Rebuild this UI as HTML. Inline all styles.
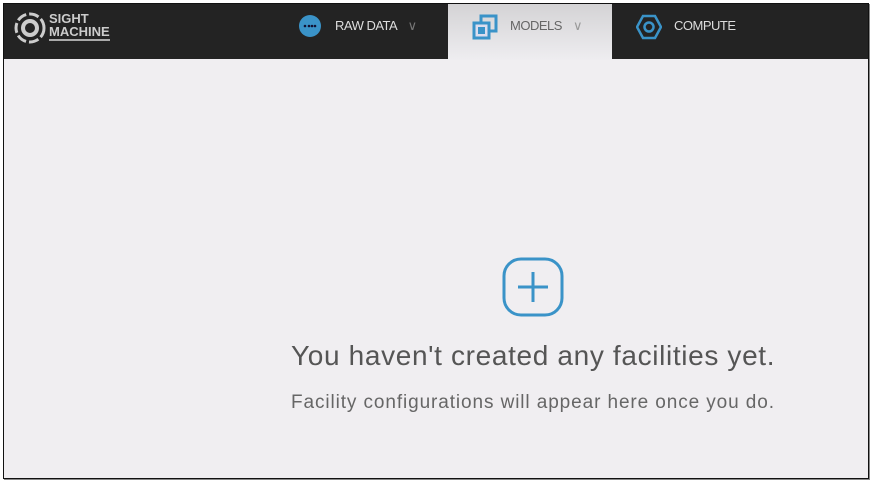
<!DOCTYPE html>
<html><head><style>
body{margin:0;width:874px;height:486px;background:#fff;position:relative;overflow:hidden;font-family:"Liberation Sans",sans-serif}
#f{position:absolute;left:3px;top:3px;width:864px;height:474px;border:1px solid #111;background:#f0eef1;box-shadow:1px 1px 0 #888}
#h{position:absolute;left:0;top:0;width:864px;height:55px;background:#232323}
.t{position:absolute;top:0;height:55px;font-size:13px;color:#ddd;letter-spacing:-0.5px}
#m{position:absolute;left:444px;top:0;width:164px;height:56px;background:linear-gradient(#d4d3d5,#eeedf0)}
</style></head><body>
<div id="f">
<div id="h">
 <svg style="position:absolute;left:9px;top:7px" width="34" height="34" viewBox="0 0 34 34"><circle cx="17" cy="17" r="14" fill="none" stroke="#ccc" stroke-width="3" stroke-dasharray="10 3"/><circle cx="17" cy="17" r="7" fill="none" stroke="#ccc" stroke-width="4"/></svg>
 <div style="position:absolute;left:45px;top:8px;color:#ccc;font-weight:bold;font-size:13px;line-height:13px">SIGHT<br><span style="border-bottom:2px solid #aaa">MACHINE</span></div>
 <svg style="position:absolute;left:294px;top:10px" width="24" height="24"><circle cx="12" cy="12" r="11" fill="#3a93c8"/><circle cx="7" cy="12" r="1.3" fill="#113"/><circle cx="11" cy="12" r="1.3" fill="#113"/><circle cx="14" cy="12" r="1.3" fill="#113"/><circle cx="17" cy="12" r="1.3" fill="#113"/></svg>
 <div class="t" style="left:331px;top:14px">RAW DATA <span style="color:#777;margin-left:8px">&#8744;</span></div>
 <div id="m">
  <svg style="position:absolute;left:24px;top:10px" width="26" height="26"><rect x="9" y="2" width="15" height="15" fill="none" stroke="#3a93c8" stroke-width="3"/><rect x="2" y="9" width="15" height="15" fill="#dde" stroke="#3a93c8" stroke-width="3"/><rect x="6" y="13" width="7" height="7" fill="#3a93c8"/></svg>
  <div class="t" style="left:62px;top:14px;color:#666">MODELS <span style="color:#999;margin-left:8px">&#8744;</span></div>
 </div>
 <svg style="position:absolute;left:632px;top:10px" width="26" height="26"><polygon points="7,2 19,2 25,13 19,24 7,24 1,13" fill="none" stroke="#3a93c8" stroke-width="2.5"/><circle cx="13" cy="13" r="4.5" fill="none" stroke="#3a93c8" stroke-width="2.5"/></svg>
 <div class="t" style="left:670px;top:14px">COMPUTE</div>
</div>
<svg style="position:absolute;left:498px;top:253px" width="64" height="62"><rect x="2" y="2" width="58" height="56" rx="17" fill="none" stroke="#3a93c8" stroke-width="3"/><path d="M16 30H46M31 15V45" stroke="#3a93c8" stroke-width="3"/></svg>
<div style="position:absolute;left:287px;top:336px;font-size:28px;letter-spacing:0.65px;color:#555;white-space:nowrap">You haven't created any facilities yet.</div>
<div style="position:absolute;left:287px;top:388px;font-size:19px;letter-spacing:0.9px;color:#666;white-space:nowrap">Facility configurations will appear here once you do.</div>
</div>
</body></html>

- YOUR INSTRUCTIONS: Copy the data character for character, but drop all pictures from the copy.

- EXERCISE ANSWER:
Rebuild this UI as HTML. Inline all styles.
<!DOCTYPE html>
<html><head><style>
body{margin:0;width:874px;height:486px;background:#fff;position:relative;overflow:hidden;font-family:"Liberation Sans",sans-serif}
#f{position:absolute;left:3px;top:3px;width:864px;height:474px;border:1px solid #111;background:#f0eef1;box-shadow:1px 1px 0 #888}
#h{position:absolute;left:0;top:0;width:864px;height:55px;background:#232323}
.t{position:absolute;top:0;height:55px;font-size:13px;color:#ddd;letter-spacing:-0.5px}
#m{position:absolute;left:444px;top:0;width:164px;height:56px;background:linear-gradient(#d4d3d5,#eeedf0)}
</style></head><body>
<div id="f">
<div id="h">
 <svg style="position:absolute;left:9px;top:7px" width="34" height="34" viewBox="0 0 34 34"><circle cx="17" cy="17" r="14" fill="none" stroke="#ccc" stroke-width="3" stroke-dasharray="10 3"/><circle cx="17" cy="17" r="7" fill="none" stroke="#ccc" stroke-width="4"/></svg>
 <div style="position:absolute;left:45px;top:8px;color:#ccc;font-weight:bold;font-size:13px;line-height:13px">SIGHT<br><span style="border-bottom:2px solid #aaa">MACHINE</span></div>
 <svg style="position:absolute;left:294px;top:10px" width="24" height="24"><circle cx="12" cy="12" r="11" fill="#3a93c8"/><circle cx="7" cy="12" r="1.3" fill="#113"/><circle cx="11" cy="12" r="1.3" fill="#113"/><circle cx="14" cy="12" r="1.3" fill="#113"/><circle cx="17" cy="12" r="1.3" fill="#113"/></svg>
 <div class="t" style="left:331px;top:14px">RAW DATA <span style="color:#777;margin-left:8px">&#8744;</span></div>
 <div id="m">
  <svg style="position:absolute;left:24px;top:10px" width="26" height="26"><rect x="9" y="2" width="15" height="15" fill="none" stroke="#3a93c8" stroke-width="3"/><rect x="2" y="9" width="15" height="15" fill="#dde" stroke="#3a93c8" stroke-width="3"/><rect x="6" y="13" width="7" height="7" fill="#3a93c8"/></svg>
  <div class="t" style="left:62px;top:14px;color:#666">MODELS <span style="color:#999;margin-left:8px">&#8744;</span></div>
 </div>
 <svg style="position:absolute;left:632px;top:10px" width="26" height="26"><polygon points="7,2 19,2 25,13 19,24 7,24 1,13" fill="none" stroke="#3a93c8" stroke-width="2.5"/><circle cx="13" cy="13" r="4.5" fill="none" stroke="#3a93c8" stroke-width="2.5"/></svg>
 <div class="t" style="left:670px;top:14px">COMPUTE</div>
</div>
<svg style="position:absolute;left:498px;top:253px" width="64" height="62"><rect x="2" y="2" width="58" height="56" rx="17" fill="none" stroke="#3a93c8" stroke-width="3"/><path d="M16 30H46M31 15V45" stroke="#3a93c8" stroke-width="3"/></svg>
<div style="position:absolute;left:287px;top:336px;font-size:28px;letter-spacing:0.65px;color:#555;white-space:nowrap">You haven't created any facilities yet.</div>
<div style="position:absolute;left:287px;top:388px;font-size:19px;letter-spacing:0.9px;color:#666;white-space:nowrap">Facility configurations will appear here once you do.</div>
</div>
</body></html>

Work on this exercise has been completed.